Transnational repression occurs when states use intimidation, harassment, or violence against those living outside their borders. Transnational repression campaigns often target political and human rights activists, journalists, and members of religious and ethnic minority groups. In extreme cases, tactics include detention, reprisals against family members, kidnapping, or, as illustrated by India, assassinations. In November 2023, the U.S. Department of Justice published an indictment alleging the Indian government’s attempt to assassinate a Sikh activist was intended to prompt a series of additional killings in the United States and Canada.

In addition, Indian authorities have used spyware and online harassment campaigns to target and intimidate journalists and activists abroad advocating on behalf of religious minorities. Following Prime Minister Narendra Modi’s State Visit to the United States in June, comments from the head of India’s Bharatiya Janata Party’s (BJP) information and technology department, Amit Malviya, prompted an online campaign against U.S. Wall Street Journal journalist Sabrina Siddiqui for posing a question about religious freedom conditions in India.

“Within its own borders, Indian authorities have repeatedly used draconian legislation like the Unlawful Activities Prevention Act and anti-conversion laws to systematically crack down on religious minorities, journalists, and activists,” USCIRF Commissioner David Curry. “Extending this repression to target religious minorities from India living abroad, including intimidation tactics against journalists, is especially dangerous and cannot be ignored. We urge the U.S. government to continue its active engagement with senior Indian officials and international partners to ensure religious minorities can live and express themselves without fear of reprisal, whether in India or elsewhere.”

USCIRF has recommended each year since 2020 that the U.S. Department of State designate India as a CPC, most recently in its 2023 Annual Report. USCIRF also published an issue update on India’s state-level anti-conversion laws, providing further context on India’s use of these laws to target religious minorities.

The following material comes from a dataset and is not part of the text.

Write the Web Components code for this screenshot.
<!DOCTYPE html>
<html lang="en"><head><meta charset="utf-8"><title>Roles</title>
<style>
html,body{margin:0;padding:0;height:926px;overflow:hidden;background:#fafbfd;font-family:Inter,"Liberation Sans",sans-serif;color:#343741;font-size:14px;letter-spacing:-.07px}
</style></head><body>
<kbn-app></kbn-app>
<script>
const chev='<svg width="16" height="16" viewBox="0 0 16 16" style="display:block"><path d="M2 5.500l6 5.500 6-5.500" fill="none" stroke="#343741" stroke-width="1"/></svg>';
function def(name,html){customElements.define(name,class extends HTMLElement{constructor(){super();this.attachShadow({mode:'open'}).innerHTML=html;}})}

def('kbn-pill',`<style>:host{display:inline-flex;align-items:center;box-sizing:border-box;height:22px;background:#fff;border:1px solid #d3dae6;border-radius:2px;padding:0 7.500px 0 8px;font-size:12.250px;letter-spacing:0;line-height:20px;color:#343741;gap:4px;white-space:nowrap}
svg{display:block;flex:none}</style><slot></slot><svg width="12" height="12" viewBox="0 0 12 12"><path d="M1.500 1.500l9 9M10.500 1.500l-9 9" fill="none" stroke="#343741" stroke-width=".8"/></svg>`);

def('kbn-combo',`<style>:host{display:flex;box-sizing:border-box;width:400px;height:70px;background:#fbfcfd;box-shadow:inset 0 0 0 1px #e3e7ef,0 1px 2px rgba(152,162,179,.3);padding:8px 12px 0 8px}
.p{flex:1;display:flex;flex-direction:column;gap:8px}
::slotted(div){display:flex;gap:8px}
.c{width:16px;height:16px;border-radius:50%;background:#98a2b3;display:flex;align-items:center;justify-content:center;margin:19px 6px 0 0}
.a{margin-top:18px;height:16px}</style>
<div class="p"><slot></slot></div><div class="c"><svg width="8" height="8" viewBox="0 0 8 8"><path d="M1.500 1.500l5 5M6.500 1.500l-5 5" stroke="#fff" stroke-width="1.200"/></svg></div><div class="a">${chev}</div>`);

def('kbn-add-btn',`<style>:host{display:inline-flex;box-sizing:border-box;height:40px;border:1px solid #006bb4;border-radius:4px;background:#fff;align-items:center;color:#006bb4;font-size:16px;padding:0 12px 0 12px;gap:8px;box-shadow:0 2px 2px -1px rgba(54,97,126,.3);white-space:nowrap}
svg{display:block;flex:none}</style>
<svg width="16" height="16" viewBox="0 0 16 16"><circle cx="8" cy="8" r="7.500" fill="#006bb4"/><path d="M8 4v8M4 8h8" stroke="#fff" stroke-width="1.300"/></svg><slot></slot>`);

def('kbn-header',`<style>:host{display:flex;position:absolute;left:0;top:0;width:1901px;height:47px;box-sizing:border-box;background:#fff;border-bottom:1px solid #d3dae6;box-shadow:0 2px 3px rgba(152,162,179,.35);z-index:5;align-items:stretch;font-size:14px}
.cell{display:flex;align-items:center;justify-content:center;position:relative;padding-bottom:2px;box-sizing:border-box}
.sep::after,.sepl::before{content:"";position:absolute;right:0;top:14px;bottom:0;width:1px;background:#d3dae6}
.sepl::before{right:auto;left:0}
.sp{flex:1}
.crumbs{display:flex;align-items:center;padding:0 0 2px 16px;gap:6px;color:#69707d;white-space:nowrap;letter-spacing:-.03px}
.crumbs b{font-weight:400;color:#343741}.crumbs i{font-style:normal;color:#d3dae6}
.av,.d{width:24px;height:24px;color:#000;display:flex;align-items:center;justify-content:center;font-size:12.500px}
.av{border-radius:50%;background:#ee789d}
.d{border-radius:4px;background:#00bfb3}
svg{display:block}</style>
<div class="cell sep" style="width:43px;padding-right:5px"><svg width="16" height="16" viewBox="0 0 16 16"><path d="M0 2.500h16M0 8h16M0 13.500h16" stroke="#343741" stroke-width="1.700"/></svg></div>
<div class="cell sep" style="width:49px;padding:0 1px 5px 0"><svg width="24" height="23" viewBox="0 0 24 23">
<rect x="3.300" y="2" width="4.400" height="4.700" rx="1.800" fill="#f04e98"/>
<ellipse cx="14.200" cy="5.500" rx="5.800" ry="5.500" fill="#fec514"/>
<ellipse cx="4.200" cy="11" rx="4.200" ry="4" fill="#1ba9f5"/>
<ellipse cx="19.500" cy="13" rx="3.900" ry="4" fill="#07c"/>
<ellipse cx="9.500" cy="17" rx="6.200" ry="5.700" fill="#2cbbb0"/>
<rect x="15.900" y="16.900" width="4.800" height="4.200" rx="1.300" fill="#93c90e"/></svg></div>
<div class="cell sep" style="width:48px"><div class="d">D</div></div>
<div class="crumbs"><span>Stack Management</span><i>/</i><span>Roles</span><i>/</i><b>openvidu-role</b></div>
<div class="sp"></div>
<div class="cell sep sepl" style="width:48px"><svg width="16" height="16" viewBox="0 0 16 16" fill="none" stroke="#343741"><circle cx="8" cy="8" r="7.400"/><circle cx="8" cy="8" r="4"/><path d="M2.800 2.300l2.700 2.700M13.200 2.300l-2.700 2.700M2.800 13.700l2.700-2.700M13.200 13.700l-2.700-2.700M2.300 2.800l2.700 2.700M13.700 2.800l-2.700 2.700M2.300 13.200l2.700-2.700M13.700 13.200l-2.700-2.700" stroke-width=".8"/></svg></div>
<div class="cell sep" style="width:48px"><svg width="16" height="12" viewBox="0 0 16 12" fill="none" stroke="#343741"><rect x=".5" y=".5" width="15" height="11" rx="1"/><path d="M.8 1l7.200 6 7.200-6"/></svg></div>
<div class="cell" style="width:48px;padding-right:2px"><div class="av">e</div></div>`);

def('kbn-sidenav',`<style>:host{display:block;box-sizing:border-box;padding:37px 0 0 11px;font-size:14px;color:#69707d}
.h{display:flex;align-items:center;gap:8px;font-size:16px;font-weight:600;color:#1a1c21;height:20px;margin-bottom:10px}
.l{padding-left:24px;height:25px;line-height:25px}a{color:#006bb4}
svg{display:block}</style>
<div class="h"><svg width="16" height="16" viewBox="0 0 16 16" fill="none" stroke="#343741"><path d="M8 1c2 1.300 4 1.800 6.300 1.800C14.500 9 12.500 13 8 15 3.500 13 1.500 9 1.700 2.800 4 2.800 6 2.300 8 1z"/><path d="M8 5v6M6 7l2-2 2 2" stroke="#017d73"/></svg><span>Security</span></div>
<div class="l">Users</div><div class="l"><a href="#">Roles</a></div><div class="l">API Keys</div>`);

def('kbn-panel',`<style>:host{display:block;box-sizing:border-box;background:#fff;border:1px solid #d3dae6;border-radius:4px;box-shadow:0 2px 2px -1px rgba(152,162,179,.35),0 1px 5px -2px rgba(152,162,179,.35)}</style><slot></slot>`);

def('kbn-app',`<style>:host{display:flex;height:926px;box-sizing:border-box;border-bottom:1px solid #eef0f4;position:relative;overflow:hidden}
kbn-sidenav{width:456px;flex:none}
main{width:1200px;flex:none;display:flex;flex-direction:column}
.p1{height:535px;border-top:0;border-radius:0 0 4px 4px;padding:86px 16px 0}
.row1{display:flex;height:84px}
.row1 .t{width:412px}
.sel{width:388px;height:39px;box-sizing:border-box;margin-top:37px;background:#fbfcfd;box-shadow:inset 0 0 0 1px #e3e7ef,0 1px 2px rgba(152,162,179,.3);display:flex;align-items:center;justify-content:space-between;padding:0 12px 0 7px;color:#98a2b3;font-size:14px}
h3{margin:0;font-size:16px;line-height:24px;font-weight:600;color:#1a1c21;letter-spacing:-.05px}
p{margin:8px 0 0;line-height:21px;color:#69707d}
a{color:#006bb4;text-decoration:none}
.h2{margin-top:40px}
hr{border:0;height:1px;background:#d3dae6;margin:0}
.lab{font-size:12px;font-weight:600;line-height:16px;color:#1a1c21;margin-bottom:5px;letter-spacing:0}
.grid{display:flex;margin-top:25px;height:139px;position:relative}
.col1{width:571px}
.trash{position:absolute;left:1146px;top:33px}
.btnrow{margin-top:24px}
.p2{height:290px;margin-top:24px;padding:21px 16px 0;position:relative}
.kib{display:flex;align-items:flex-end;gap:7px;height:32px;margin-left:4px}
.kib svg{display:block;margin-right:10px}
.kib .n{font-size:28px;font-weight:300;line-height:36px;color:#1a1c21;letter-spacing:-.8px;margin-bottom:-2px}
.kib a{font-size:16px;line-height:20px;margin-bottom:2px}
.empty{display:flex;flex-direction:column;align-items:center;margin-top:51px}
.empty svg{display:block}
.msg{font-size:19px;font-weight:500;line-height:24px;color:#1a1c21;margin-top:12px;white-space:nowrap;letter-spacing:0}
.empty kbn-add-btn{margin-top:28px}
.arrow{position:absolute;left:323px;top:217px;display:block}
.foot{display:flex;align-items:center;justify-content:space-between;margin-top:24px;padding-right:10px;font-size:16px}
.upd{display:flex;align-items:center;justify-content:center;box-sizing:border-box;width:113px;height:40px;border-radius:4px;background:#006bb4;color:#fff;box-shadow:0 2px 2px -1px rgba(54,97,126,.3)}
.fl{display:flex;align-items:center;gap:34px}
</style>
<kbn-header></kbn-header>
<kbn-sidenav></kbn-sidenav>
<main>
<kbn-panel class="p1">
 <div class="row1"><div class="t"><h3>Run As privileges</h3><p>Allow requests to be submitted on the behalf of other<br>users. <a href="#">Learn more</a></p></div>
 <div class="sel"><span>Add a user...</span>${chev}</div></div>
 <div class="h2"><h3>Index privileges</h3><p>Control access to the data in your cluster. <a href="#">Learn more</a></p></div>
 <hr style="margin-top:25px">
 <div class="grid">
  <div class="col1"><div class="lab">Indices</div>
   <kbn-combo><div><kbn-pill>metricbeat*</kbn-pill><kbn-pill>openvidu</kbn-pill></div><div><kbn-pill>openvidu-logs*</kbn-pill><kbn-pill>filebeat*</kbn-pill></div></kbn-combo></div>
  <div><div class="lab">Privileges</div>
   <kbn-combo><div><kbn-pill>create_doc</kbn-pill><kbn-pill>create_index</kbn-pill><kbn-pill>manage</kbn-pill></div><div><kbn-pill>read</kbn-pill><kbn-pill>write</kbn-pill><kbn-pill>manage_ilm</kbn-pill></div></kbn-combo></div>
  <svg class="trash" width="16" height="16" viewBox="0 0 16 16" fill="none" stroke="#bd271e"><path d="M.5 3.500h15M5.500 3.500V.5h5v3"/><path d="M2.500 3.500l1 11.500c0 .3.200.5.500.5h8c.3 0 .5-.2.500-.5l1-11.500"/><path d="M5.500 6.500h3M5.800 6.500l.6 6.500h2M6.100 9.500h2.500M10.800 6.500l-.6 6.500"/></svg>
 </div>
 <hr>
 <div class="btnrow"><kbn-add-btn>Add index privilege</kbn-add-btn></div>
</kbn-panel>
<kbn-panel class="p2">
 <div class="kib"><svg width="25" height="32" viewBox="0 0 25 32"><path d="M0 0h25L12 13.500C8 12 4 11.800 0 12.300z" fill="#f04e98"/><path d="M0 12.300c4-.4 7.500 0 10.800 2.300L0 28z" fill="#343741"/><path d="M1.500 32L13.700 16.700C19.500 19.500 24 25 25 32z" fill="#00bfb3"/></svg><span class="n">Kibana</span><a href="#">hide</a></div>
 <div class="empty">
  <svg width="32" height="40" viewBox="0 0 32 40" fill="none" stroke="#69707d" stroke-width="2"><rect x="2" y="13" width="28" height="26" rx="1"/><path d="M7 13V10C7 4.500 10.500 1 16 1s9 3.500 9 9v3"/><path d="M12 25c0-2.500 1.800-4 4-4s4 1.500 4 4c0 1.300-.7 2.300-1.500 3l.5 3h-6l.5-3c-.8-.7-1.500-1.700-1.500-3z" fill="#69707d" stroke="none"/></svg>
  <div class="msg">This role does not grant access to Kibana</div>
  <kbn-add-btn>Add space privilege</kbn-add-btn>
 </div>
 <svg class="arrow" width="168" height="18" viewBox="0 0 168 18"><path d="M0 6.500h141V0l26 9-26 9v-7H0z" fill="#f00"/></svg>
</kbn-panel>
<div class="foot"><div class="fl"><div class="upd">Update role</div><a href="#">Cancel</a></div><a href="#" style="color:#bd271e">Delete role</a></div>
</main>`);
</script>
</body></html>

In September 2023, USCIRF held a hearing on religious freedom conditions in India and how the U.S. government can work with the Indian government to address violations.

The U.S. Commission on International Religious Freedom (USCIRF) is an independent, bipartisan federal government entity established by the U.S. Congress to monitor, analyze and report on religious freedom abroad. USCIRF makes foreign policy recommendations to the President, the Secretary of State and Congress intended to deter religious persecution and promote freedom of religion or belief.